A naive implementation might fail if it ignores the rotation constraint or double-counts identical sequences. For instance, with two square boards of sizes 2x2 and a fence of length 2, a careless approach might think there are multiple sequences, but there is only one sequence per board type.

Approaches

The brute-force approach would try all sequences of board types up to length l. Each choice would consider both orientations when allowed, and we would recursively check if the current board's length matches the previous board's width. This is correct in principle, but the number of sequences is up to 2^l * n^l in the worst case, which is astronomically large for l = 3000. Evaluating all sequences is therefore impossible.

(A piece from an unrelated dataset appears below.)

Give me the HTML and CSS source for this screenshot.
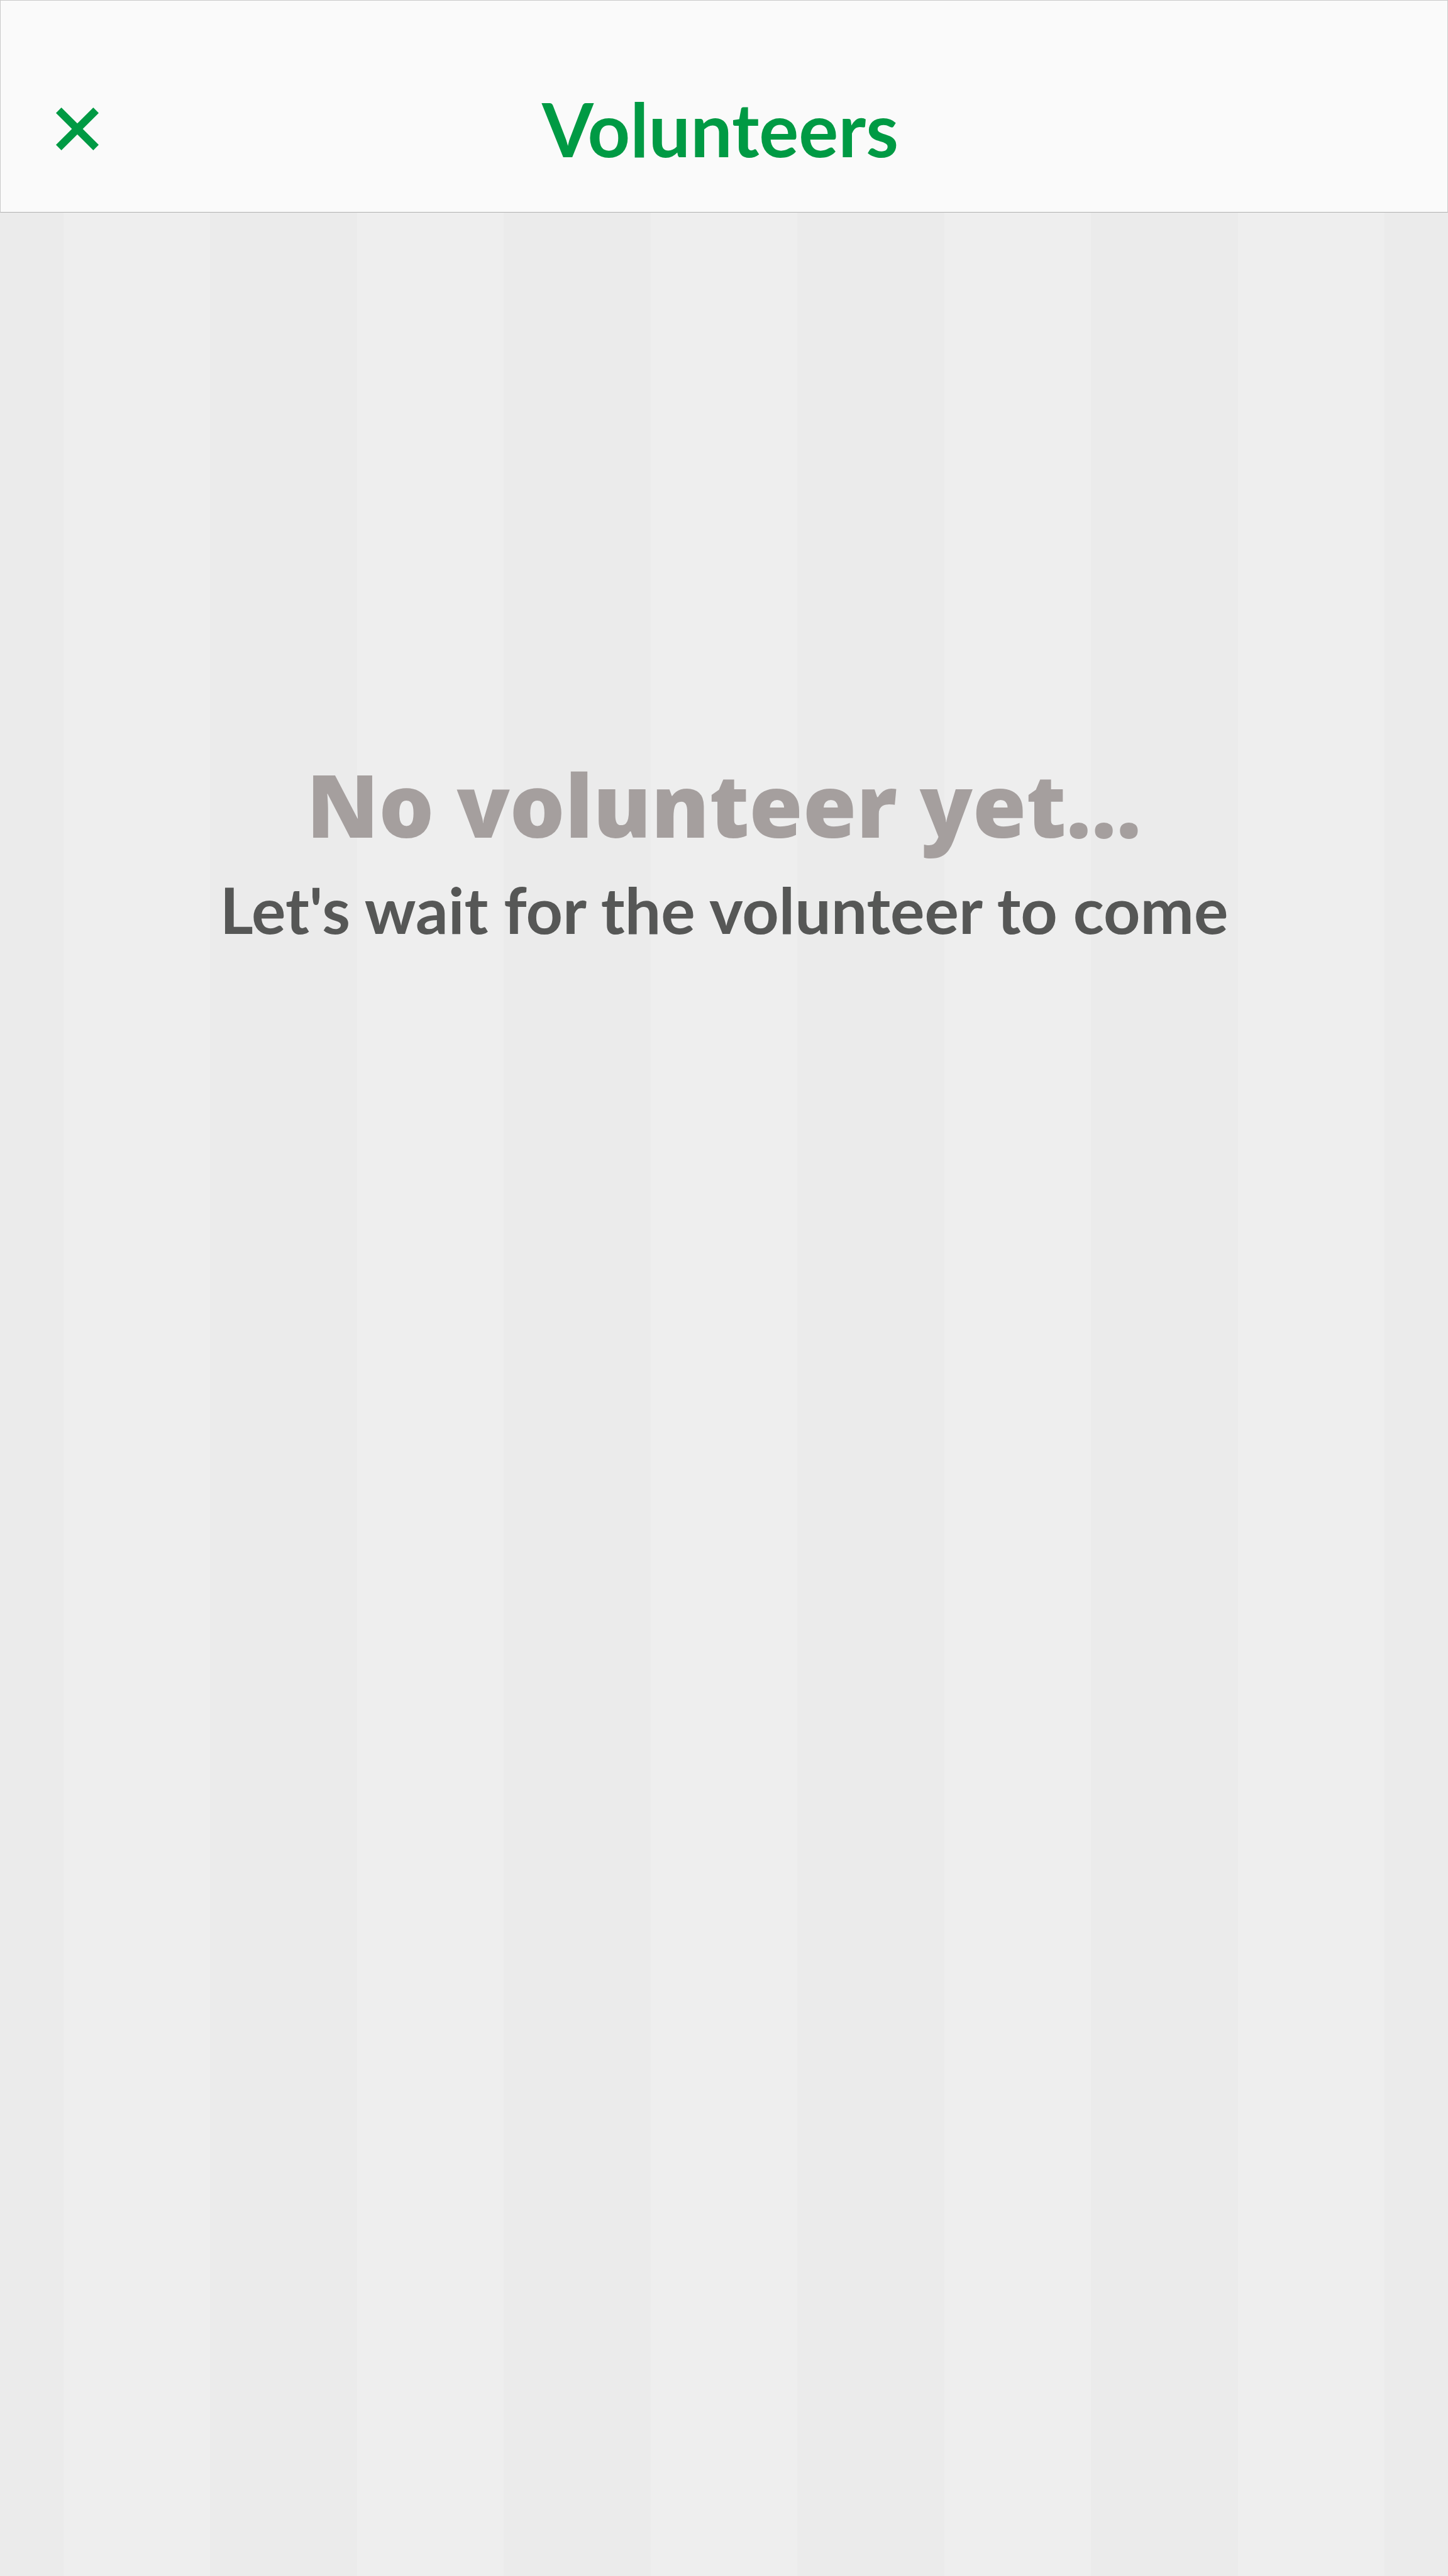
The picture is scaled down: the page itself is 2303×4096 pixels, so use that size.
FILE: index.html
```html
<!DOCTYPE html>
<html lang="en">
<head>
  <meta charset="utf-8">
  <meta name="viewport" content="width=device-width, initial-scale=1">
  <title>Volunteers</title>
  <link rel="stylesheet" href="styles.css">
</head>
<body>
  <div class="screen">
    <header class="navbar">
      <button class="close" type="button" aria-label="Close">
        <svg class="close-icon" viewBox="0 0 93 93" aria-hidden="true">
          <path d="M11.8 0 46.5 34.7 81.2 0 93 11.8 58.3 46.5 93 81.2 81.2 93 46.5 58.3 11.8 93 0 81.2 34.7 46.5 0 11.8Z" fill="currentColor"/>
        </svg>
      </button>
      <h1 class="title">Volunteers</h1>
    </header>
    <main class="empty">
      <h2 class="empty-title">No volunteer yet...</h2>
      <p class="empty-text">Let's wait for the volunteer to come</p>
    </main>
  </div>
</body>
</html>
```

FILE: styles.css
```css
* {
  box-sizing: border-box;
}

body {
  margin: 0;
  font-family: "Avenir Next", Lato, sans-serif;
}

.screen {
  display: flex;
  flex-direction: column;
  min-height: 100vh;
}

.navbar {
  display: grid;
  grid-template-columns: auto 1fr 160px;
  padding: 130px 48px 58px;
  border: 1px solid #cacaca;
  border-bottom-color: #b0b1b0;
  box-shadow: 0 1px #d2d2d2;
  background: #fafafa;
  color: #009a44;
}

.close {
  display: flex;
  padding: 40px;
  border: 0;
  background: none;
  color: inherit;
  cursor: pointer;
}

.close-icon {
  width: 68px;
  height: 68px;
}

.title {
  margin: 0;
  font-size: 118px;
  font-weight: 700;
  line-height: 148px;
  text-align: center;
}

.empty {
  flex: 1;
  padding: 844px 48px 48px;
  background: linear-gradient(to right, #ebebeb 25%, #eeeeee 25% 75%, #ebebeb 75%) top center / 467px 100% repeat-x;
  text-align: center;
}

.empty-title {
  margin: 0;
  color: #a59f9e;
  font-family: "Avenir Next", "Open Sans", sans-serif;
  font-size: 138px;
  font-weight: 800;
  line-height: 192px;
}

.empty-text {
  margin: 0;
  color: #565756;
  font-size: 102px;
  font-weight: 700;
  line-height: 144px;
}
```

The key insight is that the problem has overlapping subproblems and optimal substructure, which makes dynamic programming suitable. The state of the DP can be captured by two parameters: the remaining length of the fence to fill and the width that the next board must match. We also need to track the type of the previous board to avoid consecutive repeats. By iterating through all board types and their valid orientations, we can fill a DP table from length 0 to l. The main observation is that we do not need to consider the entire sequence history, only the previous board’s type and its width, because these fully determine the next valid options.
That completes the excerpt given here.